Where would we be without leaves and their natural cycle of birth to death, which for some happens during the seasons of a single year? Aha. Perhaps that is the rub and partly what bothers the man with the hand-held, loud weapon. As the leaves decay, perhaps they remind him of his own pending demise. Perhaps this helps explains some of his hostility toward leaves and his unprovoked attacks. “Out, out damn leaf,” to paraphrase Lady Macbeth. But, alas, the blown away leaf often returns, brought back by its dance partner—the natural wind.

This is what British poet Gerald Manley Hopkins seems to have had in mind with his famous poem “Spring and Fall: To A Young Child.” He writes about “…grieving /over Goldengrove unleaving.” But it was really Margaret that was being mourned.

On my small farm I gather leaves each year and put them in a final resting place on the berms of my boysenberry plants as mulch, which breaks down into compost, makes topsoil and feeds the berries. Oh, lovely leaf-fed berries.

As I look at piles of leaves, they sometimes seem like clouds. I see other creatures within them, perhaps those who came before them and made them or will come after them and be made of them. We are all connected.

Sometimes I even light up leaf piles, further transforming them. They snap, crackle, and pop, as if talking to me. I respond. On my Uncle Dale’s Iowa farm in the late l940s we would collect wood ashes from the fireplace and stove and spread them on our fields.

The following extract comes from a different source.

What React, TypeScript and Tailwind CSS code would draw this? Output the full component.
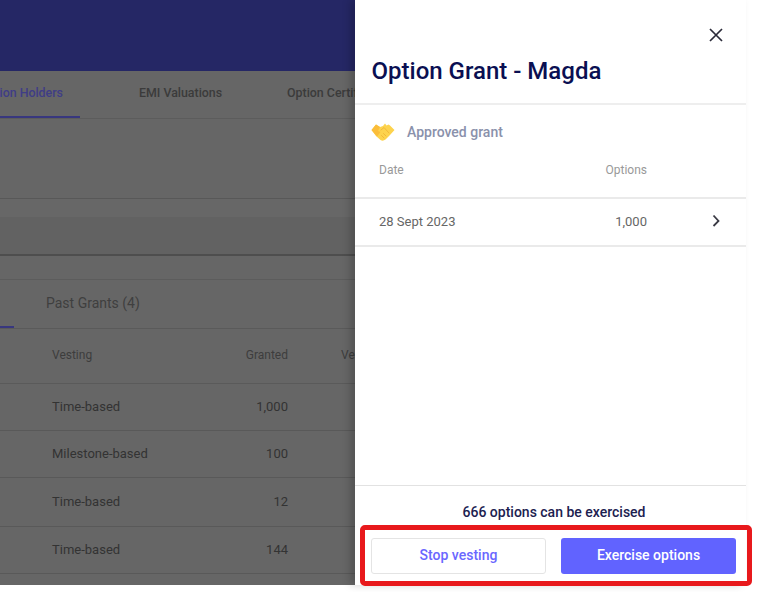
import React from "react";

const rows = [
  { label: "Time-based", granted: "1,000", h: "h-[47px]" },
  { label: "Milestone-based", granted: "100", h: "h-[47px]" },
  { label: "Time-based", granted: "12", h: "h-[49px]" },
  { label: "Time-based", granted: "144", h: "h-[47px]" },
];

function Handshake() {
  return (
    <svg width="24" height="20" viewBox="0 0 24 20" aria-hidden="true">
      <path d="M0.5 8 L5 2.5 L9 5 L12 4 L14 1.5 L15.5 3.5 L17.5 2.5 L19 3.5 L23.5 8 L19 13 L14.5 17.5 Q12 19.5 9.5 18 L5 14 Z" fill="#fdd34e" />
      <path d="M0.5 8 L5 2.5 L9 5 L7 9 L9.5 10 L6 14.5 Z" fill="#fbbd3a" />
      <path d="M10 8 L13 5.5 L18 11 M12.5 11.5 L15 14 M10.5 13.5 L13 16" fill="none" stroke="#f0b437" strokeWidth="0.9" strokeLinecap="round" />
    </svg>
  );
}

export default function App() {
  return (
    <div className="relative flex w-[772px] h-[592px] overflow-hidden bg-white font-['Roboto',sans-serif]">
      <div className="w-[355px] h-[585px] shrink-0 overflow-hidden bg-[#666666] flex flex-col">
        <div className="h-[71px] shrink-0 bg-[#252765]" />
        <div className="h-[48px] shrink-0 border-b border-[#5c5c5c] flex text-[12.4px] leading-[16px] font-medium whitespace-nowrap">
          <div className="w-[80px] shrink-0 h-[47px] border-b-2 border-[#38377f] flex justify-end pt-[14px] pr-[17px] overflow-hidden text-[#3f3d86]">
            <span>Option Holders</span>
          </div>
          <div className="ml-[59px] w-[148px] shrink-0 pt-[14px] text-[#3b3b3b]">EMI Valuations</div>
          <div className="pt-[14px] text-[#3b3b3b]">Option Certificates</div>
        </div>
        <div className="h-[80px] shrink-0 border-b border-[#585858]" />
        <div className="h-[18px] shrink-0 bg-[#676767]" />
        <div className="h-[39px] shrink-0 bg-[#626262] border-b-2 border-[#4e4e4e]" />
        <div className="h-[24px] shrink-0 border-b border-[#5c5c5c]" />
        <div className="h-[49px] shrink-0 border-b border-[#5a5a5a] flex items-stretch whitespace-nowrap">
          <div className="w-[14px] h-[48px] border-b-2 border-[#38377f]" />
          <div className="ml-[32px] pb-[2px] flex items-center text-[14px] text-[#3f3f3f]">Past Grants (4)</div>
        </div>
        <div className="h-[55px] shrink-0 border-b border-[#5a5a5a] flex items-center pl-[52px] pb-[3px] text-[12px] text-[#3d3d3d] whitespace-nowrap">
          <span className="w-[190px] shrink-0">Vesting</span>
          <span className="w-[46px] shrink-0 text-right">Granted</span>
          <span className="ml-[53px] shrink-0">Vested</span>
        </div>
        {rows.map((r, i) => (
          <div key={i} className={`${r.h} shrink-0 border-b border-[#595959] flex items-center pl-[52px] text-[13px] text-[#333333] whitespace-nowrap`}>
            <span className="w-[190px] shrink-0">{r.label}</span>
            <span className="w-[46px] shrink-0 text-right">{r.granted}</span>
          </div>
        ))}
      </div>

      <div className="relative w-[391px] h-[585px] shrink-0 bg-white flex flex-col shadow-[-5px_0_8px_rgba(0,0,0,0.18)]">
        <div className="h-[105px] shrink-0 border-b-2 border-[#eeeeee] relative">
          <button className="absolute left-[351px] top-[25px] text-[#2b2b3a]" aria-label="Close">
            <svg width="20" height="20" viewBox="0 0 20 20" fill="none" stroke="currentColor" strokeWidth="1.7">
              <path d="M4 4 L16 16 M16 4 L4 16" />
            </svg>
          </button>
          <h1 className="absolute left-[16.5px] top-[57px] text-[24px] leading-[28px] font-medium text-[#0a0f52] whitespace-nowrap">Option Grant - Magda</h1>
        </div>
        <div className="h-[38px] shrink-0 flex items-center pl-[16px] pt-[16px]">
          <Handshake />
          <span className="ml-[12px] text-[14px] font-medium text-[#8a91ab]">Approved grant</span>
        </div>
        <div className="h-[56px] shrink-0 border-b-2 border-[#eaeaea] flex items-start pt-[19px] pl-[24px] text-[12px] leading-[16px] text-[#999999]">
          <span className="w-[268px]">Date</span>
          <span className="w-[0px] flex justify-end whitespace-nowrap">Options</span>
        </div>
        <div className="h-[48px] shrink-0 border-b-2 border-[#eaeaea] flex items-center pl-[24px] text-[13px] text-[#666666]">
          <span className="w-[268px]">28 Sept 2023</span>
          <span className="w-[0px] flex justify-end">1,000</span>
          <svg className="ml-[61px] mb-[2px]" width="16" height="16" viewBox="0 0 16 16" fill="none" stroke="#3a3a44" strokeWidth="1.8">
            <path d="M5.5 2.5 L10.5 8 L5.5 13" />
          </svg>
        </div>
        <div className="flex-1" />
        <div className="h-[100px] shrink-0 border-t border-[#e2e2e2] flex flex-col">
          <p className="h-[52px] shrink-0 pt-[17px] pl-[7px] text-center text-[14px] leading-[18px] font-medium text-[#1c2150]">666 options can be exercised</p>
          <div className="flex gap-[15px] pl-[16px]">
            <button className="w-[175px] h-[36px] pb-[2px] rounded-[3px] border border-[#e4e4e4] bg-white text-[14px] font-medium text-[#6a67ff]">Stop vesting</button>
            <button className="w-[175px] h-[36px] pb-[2px] rounded-[3px] bg-[#6163ff] text-[14px] font-medium text-white">Exercise options</button>
          </div>
        </div>
      </div>

      <div className="absolute left-[360px] top-[525px] w-[392px] h-[61px] border-[5px] border-[#e8191c] rounded-[5px]" />
    </div>
  );
}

Ashes are like fallen leaves. Ashes are alkaline, a good balance to the un-composted redwood needles, which are acidic. Everything that lives eventually falls apart and breaks down, even people.

Sometimes I visit Robert Frost’s New England in the Fall, where I first learned about color. As they changed, I saw how I could also change. Leaves were my teacher; they have much to teach about nature and ourselves. The foliage visibly evolves in New England. How beautiful the sugar maples are with their autumnal shine.

Do we really need to work so hard to control and dominate leaves? Must we spread the human war-making tendency to this gentle, defenseless creature?

I have an invitation. Bring your tired leaves, or green ones, to my farm. We will provide them an honorable place to rest in peace. We welcome them with open arms, knowing that they will devolve from mulch, to compost to topsoil. I enjoy watching birds and squirrels scamper about playfully in leaves.

A life without visible fallen leaves afoot, especially in the fall, is missing something important. A leafless town is a lifeless town. Fallen leaves remind us of the natural birth/grown/death cycle.

Leaf blowers are a weapon of mass destruction that do substantial collateral damage—to humans, bees, insects, plants, and the ground itself. We should do something about them.